Curiously, at the time the game was released it was praised. I suppose you can see why as there are aspects of the game that are decent. Toto, for example, animates really nicely, with a loving amount of frames applied to the little dog (who largely serves as a cursor for play in mini-games). Dorothy is also well animated, with smooth frames for her various motions. With that said, I had the design for her, which feels weirdly large and cartoonish. The world of Oz can be cartoonish but she’s supposed to be this person that shows up there and doesn’t blend in and she just looks wrong here. Half finished. Clunky, even.
Clunky also describes the play of the game. It’s basically a linear exploration, from start to finish, as you make your way through the various events of the movie (with some additional inspiration taken from the DIC animated series, also inspired by the 1933 movie and L. Frank Baum’s original books). You start at one end and then find your path through a connected series of levels and mazes, until you reach the end. It’s the same kind of level structure as the Super Star Wars games or, worse, Bubsy (and no one wants to be compared to Bubsy). These aren’t really engaging levels, just drawn out, with your characters slowly trudging through until you finally reach the exit.

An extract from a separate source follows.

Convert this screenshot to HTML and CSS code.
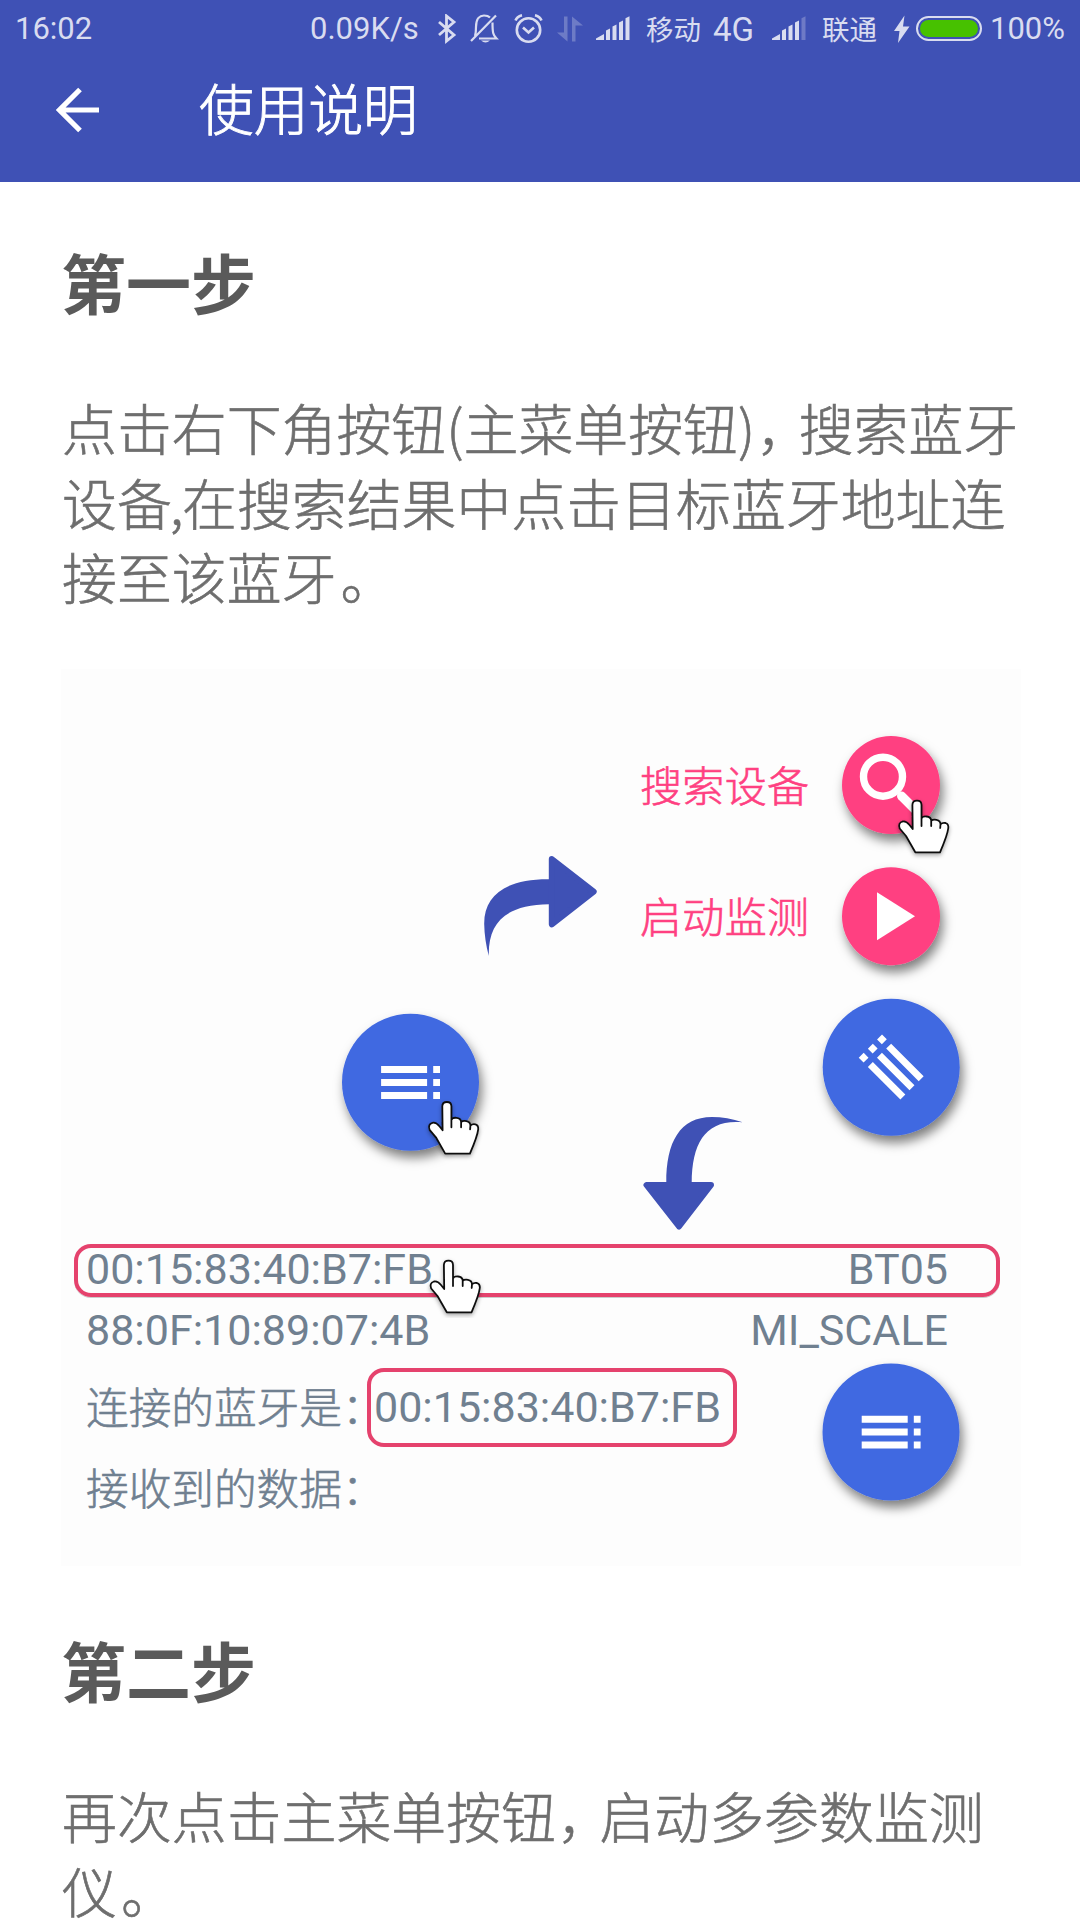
FILE: index.html
```html
<!DOCTYPE html>
<html lang="zh-CN">
<head>
<meta charset="utf-8">
<title>使用说明</title>
<link rel="stylesheet" href="styles.css">
</head>
<body>
<svg class="defs" width="0" height="0" aria-hidden="true">
  <defs>
    <g id="hand">
      <path d="M14.2 29 L13.9 5 Q14 .7 18.5 .7 Q23 .7 23 5 L23 26 V18.5 Q24 16.2 28 16.5 Q32.5 17 32.7 20.5 L32.7 26 V20.8 Q34 19.3 38 19.8 Q42 20.5 42 24.5 L41.7 28 L42 24.3 Q44 22.3 47 23 Q50.2 24 49.8 28 Q49 35 41.5 52.3 L16.8 52.3 L7.5 36 L1.2 28.5 Q-.8 23 4 21.5 Q7.5 20.7 11 25 Z" fill="#fff" stroke="#111" stroke-width="1.8" stroke-linejoin="round"/>
    </g>
    <g id="toc" fill="#fff">
      <path d="M-29.3 -16.3h46v7h-46z M-29.3 -3.4h46v7h-46z M-29.3 9.6h46v7h-46z M22.8 -16.3h6.8v7h-6.8z M22.8 -3.4h6.8v7h-6.8z M22.8 9.6h6.8v7h-6.8z"/>
    </g>
    <g id="bars">
      <path d="M0 24v-1.5L8 18v6z M10 14.5l4-2V24h-4z M16.5 10.5l4-2V24h-4z M23 6.500l4-2V24h-4z"/>
    </g>
    <filter id="fab-shadow" x="-30%" y="-30%" width="170%" height="170%">
      <feDropShadow dx="3" dy="7" stdDeviation="5.5" flood-color="#000" flood-opacity=".5"/>
    </filter>
    <filter id="hand-shadow" x="-30%" y="-30%" width="170%" height="170%">
      <feDropShadow dx="0" dy="2" stdDeviation="2" flood-color="#000" flood-opacity=".35"/>
    </filter>
  </defs>
</svg>

<header class="appbar">
  <div class="status">
    <span>16:02</span>
    <span>0.09K/s</span>
    <svg width="20" height="30" viewBox="0 0 20 30"><path d="M2 8l15 13-7.500 6V2l7.500 6L2 21" fill="none" stroke="currentColor" stroke-width="2.800"/></svg>
    <svg width="29" height="30" viewBox="0 0 29 30"><g fill="none" stroke="currentColor" stroke-width="2.200"><path d="M1 27L26 1.500M5 22c1-3 1-5 1-9C6 4 10 1.500 14 1.500c3 0 4.500.5 6 2M22.500 8.500c0 10 .5 12.500 4 16H9"/></g><path d="M11 26.500h9q-4.500 4-9 0z" fill="currentColor"/></svg>
    <svg width="30" height="30" viewBox="0 0 30 30"><g fill="none" stroke="currentColor" stroke-width="2.600"><circle cx="14.500" cy="16" r="11.700"/><path d="M9 13.500l5.500 5 5.500-5M1.500 6.500Q3 2.500 8 1.200M27.500 6.500Q26 2.500 21 1.200"/></g></svg>
    <svg class="dim" width="27" height="30" viewBox="0 0 27 30"><path d="M7 2.500h3.500V27.500L0 18.500h7z M15 27.500h3.500V11.500h7.500L15 2.500z" fill="currentColor"/></svg>
    <svg width="36" height="26" viewBox="0 0 36 26" fill="currentColor"><use href="#bars"/><path d="M29.500 2.300l4-2V24h-4z"/></svg>
    <span class="carrier">移动</span>
    <span class="net">4G</span>
    <svg width="36" height="26" viewBox="0 0 36 26" fill="currentColor"><use href="#bars"/><path class="dim" d="M29.500 2.300l4-2V24h-4z"/></svg>
    <span class="carrier">联通</span>
    <svg width="16" height="30" viewBox="0 0 16 30"><path d="M10.500 1.500L0 17h5.500L4 29 15.500 12.500H9z" fill="currentColor"/></svg>
    <span class="battery"><span class="charge"></span></span>
    <span>100%</span>
  </div>
  <div class="toolbar">
    <svg class="back" width="44" height="46" viewBox="0 0 44 46"><path d="M24 2.500L3.500 23 24 43.500M3 23H43" fill="none" stroke="#fff" stroke-width="5.200"/></svg>
    <h1 class="title">使用说明</h1>
  </div>
</header>

<main class="guide">
  <h2 class="step">第一步</h2>
  <p class="text">点击右下角按钮(主菜单按钮)<span class="wide-comma">，</span>搜索蓝牙<br>设备<span class="comma">,</span>在搜索结果中点击目标蓝牙地址连<br>接至该蓝牙<span class="stop">。</span></p>

  <figure class="demo">
    <svg class="flow" width="960" height="575" viewBox="61 669 960 575">
      <g class="label">
        <text x="640" y="801.500" textLength="169">搜索设备</text>
        <text x="640" y="933" textLength="169">启动监测</text>
      </g>
      <g fill="#ff4081" filter="url(#fab-shadow)">
        <circle cx="891" cy="785" r="49"/>
        <circle cx="891" cy="916.300" r="49"/>
      </g>
      <circle cx="883" cy="776.700" r="19.500" fill="none" stroke="#fff" stroke-width="7.400"/>
      <path d="M901.500 796L916 810.500" stroke="#fff" stroke-width="9" stroke-linecap="round"/>
      <path d="M877 892.300L915 916.300 877 940.300z" fill="#fff"/>

      <g fill="#3f51b5" stroke="#3f51b5" stroke-linejoin="round">
        <path d="M549 879.300C506 879 484 895 484.200 924Q484.500 940 488.800 956C488 922 506 905 549 904.300z" stroke="none"/>
        <path d="M551.800 859L593.700 891.600 551.800 924.300z" stroke-width="6"/>
        <path d="M666.300 1183C666 1142 680 1117 712 1117Q727 1117 742.700 1122.300C706 1119 692 1142 691.700 1183z" stroke="none"/>
        <path d="M646.500 1185H711L679 1226.500z" stroke-width="6"/>
      </g>

      <g fill="#4169e1" filter="url(#fab-shadow)">
        <circle cx="410.500" cy="1082.200" r="68.500"/>
        <circle cx="891.200" cy="1067.200" r="68.500"/>
      </g>
      <use href="#toc" transform="translate(410.400 1082.300)"/>
      <use href="#toc" transform="translate(891.200 1067.200) rotate(225)"/>
      <use href="#hand" transform="translate(898.500 800)" filter="url(#hand-shadow)"/>
      <use href="#hand" transform="translate(428.400 1101.300)" filter="url(#hand-shadow)"/>
    </svg>

    <div class="device device-picked"><span>00:15:83:40:B7:FB</span><span>BT05</span></div>
    <div class="device"><span>88:0F:10:89:07:4B</span><span>MI_SCALE</span></div>
    <div class="linked"><span class="caption">连接的蓝牙是：</span><span class="address">00:15:83:40:B7:FB</span></div>
    <div class="received"><span class="caption">接收到的数据：</span></div>

    <svg class="pointer" width="60" height="62" viewBox="-4 -4 60 62"><use href="#hand" filter="url(#hand-shadow)"/></svg>
    <svg class="fab" width="180" height="180" viewBox="-90 -90 180 180"><circle r="68.500" fill="#4169e1" filter="url(#fab-shadow)"/><use href="#toc"/></svg>
  </figure>

  <h2 class="step">第二步</h2>
  <p class="text">再次点击主菜单按钮<span class="wide-comma">，</span>启动多参数监测<br>仪<span class="stop">。</span></p>
</main>
</body>
</html>
```

FILE: styles.css
```css
* { box-sizing: border-box; }

html, body { height: 1920px; overflow: hidden; }

body {
  margin: 0;
  background: #fff;
  font-family: "Noto Sans CJK SC", sans-serif;
}

.defs { position: absolute; }

svg { display: block; }

/* App bar */
.appbar {
  height: 182px;
  background: #3f51b5;
}

.status {
  display: grid;
  grid-template-columns: 295px 127px 33px 44px 43px 39px 50px 67px 59px 50px 72px 22px 74px 77px;
  align-items: center;
  height: 55px;
  padding-left: 15px;
  color: #d9dcf0;
  font: 31px/55px Roboto, "Noto Sans CJK SC", sans-serif;
  white-space: nowrap;
}

.dim { opacity: .3; }

.carrier { font-size: 27.500px; font-family: "Noto Sans CJK SC", sans-serif; }

.net { font-size: 33px; padding-top: 2px; }

.battery {
  width: 66px;
  height: 25px;
  padding: 2px;
  border: 2px solid #d9dcf0;
  border-radius: 13px;
}

.charge {
  display: block;
  height: 17px;
  border-radius: 9px;
  background: #47c100;
}

.toolbar {
  display: flex;
  align-items: center;
  height: 110px;
  padding-left: 56px;
}

.title {
  margin: 0 0 6px 99px;
  color: #fff;
  font-size: 54.700px;
  font-weight: 300;
  line-height: 74px;
  -webkit-text-stroke: .9px #fff;
}

/* Guide */
.guide { padding: 62px 59px 0 61px; }

.step {
  margin: 0 0 70px;
  color: #5a5a5a;
  font-size: 65px;
  font-weight: 700;
  line-height: 75px;
}

.text {
  margin: 0 0 56px 1px;
  color: #6e6e6e;
  font-size: 54.900px;
  font-weight: 300;
  line-height: 74.670px;
  white-space: nowrap;
  -webkit-text-stroke: .6px #6e6e6e;
}

.comma { margin-left: -2px; letter-spacing: -1.500px; }
.wide-comma { margin-left: 1px; letter-spacing: -12.500px; }
.stop { margin-left: 4px; }

/* Demo picture */
.demo {
  position: relative;
  width: 960px;
  height: 897px;
  margin: 0 0 66px;
  background: #fdfdfd;
  color: #708090;
  font-size: 43px;
  font-family: Roboto, "Noto Sans CJK SC", sans-serif;
}

.label {
  fill: #ff4081;
  stroke: #ff4081;
  stroke-width: .6px;
  font-size: 42px;
  font-weight: 300;
  font-family: "Noto Sans CJK SC", sans-serif;
}

.device {
  display: flex;
  justify-content: space-between;
  height: 66px;
  padding: 0 73px 0 25px;
  line-height: 66px;
}

.device-picked {
  height: 53px;
  margin: 0 21px 0 13px;
  padding: 0 48px 0 8px;
  border: 4px solid #e5426d;
  border-radius: 17px;
  box-shadow: 0 1px 0 #ccc;
  line-height: 42px;
}

.linked {
  display: flex;
  align-items: center;
  height: 79px;
  margin-top: 5px;
  padding-left: 25px;
}

.caption {
  width: 281px;
  font: 300 42.670px/60px "Noto Sans CJK SC", sans-serif;
  white-space: nowrap;
  -webkit-text-stroke: .6px #708090;
  transform: translateY(-2px);
}

.address {
  width: 370px;
  height: 79px;
  padding-left: 3px;
  border: 4px solid #e5426d;
  border-radius: 17px;
  line-height: 70px;
}

.received {
  display: flex;
  align-items: center;
  height: 84px;
  padding-left: 25px;
}

.pointer { position: absolute; left: 365px; top: 587px; }

.fab { position: absolute; left: 740px; top: 672.500px; }
```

Of course, that alone would make for a short game, so The Wizard of Oz is packed (and by that I mean padded out) with side areas to explore. Although, really, explore is the wrong word as all you do is enter a house, pick up a couple of items (that aren’t strictly necessary and are just there to make you do stuff) and then leave to move on to the next place. Over and over again. You could ignore all this and just rush to the end, but then you’d miss all the “fun” of the game, if we can call it that. You’re supposed to want to pick up all the gold bricks, and all the hidden gems, and all the golden tickets. Then you can say you did it all.
And then you have to go through and play all the mini-games as well. Frankly there are enough of them in this game that I consider this less of a platforming adventure and more a mini-game collection with a threadbare connecting game on top. In each of these games you have Toto do a word search, or a dice game, or one of any number of inane and unrelated puzzles that have nothing to do with getting Dorothy back to Kansas. It’s not like these games really relate to her quest; they were simply cheap and easy to program so the developers at Manley & Associates threw them in to make the game longer. That’s it.
Yes, Manley & Associates. You all know them, right? Founded by Ivan Manley in the 1980s to make ports of good games and move them over to systems less and less people cared about. Did you need a port of Ninja Gaiden II for the Amiga a year after it was released on the NES? Well, whether you did or not, Maley & associates handled it. They also designed a number of licensed games, such as Home Alone for Amiga and DOS, An American Tail: The Computer Adventures of Fievel and His Friends, and Paperboy 2 for the Game Gear. And, for some reason, they really wanted to make The Wizard of Oz. Maybe because the license was cheap?
So what did reviewers back in the day see in this game that we simply don’t see now? Common consensus now is that this is one of the worst games ever made, not just on the SNES but in general. It has slippy controls and bad hit detection, bad level design, sub-par character design, and a lot of frustration. Everyone that touches the game now seems to hate it, and not just a little. And yet, back in the day this was reviewed well. The reviews weren’t glowing, generally in the 3 out of 5 star range, but nothing like the opinion for it now.
Something to bear in mind was just how many middling games there were for the SNES back in the day. While we mostly focus on the good title, viewing the SNES’s library with rose-tinted glasses, it had a lot of terrible turds as well. Games like Timecop, American Gladiators, and anything made by Acclaim. In comparison to some of those awful, licensed games, The Wizard of Oz doesn’t seem so bad. It doesn’t seem good, mind you, but there were worse games at the time that everyone could easily lament. Hell, having suffered through The Wizard of Oz I’d still rather play this title than Back to the Future II or Wayne’s World. Those are contenders for my worst games of all time.
I think the divergence between then and now comes primarily because we can play this title now and how we feel about it doesn’t line up with how reviewers saw it at this time. This is a harmless trifle of a game, not great but just there, but now people go back, see the decent (if not fantastic) graphics and assume it’ll be more than it is. Timecop wears how terrible it is on its sleeve, but The Wizard of Oz dresses itself up and tries to make itself pretty. It fails, but it tries. Timecop wallows in its own filth but The Wizard of Oz wanted to be more. When you look at it you expect a good game and this is anything bad.
I’m not saying we should reevaluate the game, I just think that all the hate for it is overblown. Is it bad? Yes. Do I want to play it again? No. But still… there’s some endearing in its terribleness, and effort that tried. It failed, but it tried. You can respect that. Hell, I respect it a hell of a lot more than any of the Bubsy games, that’s for sure.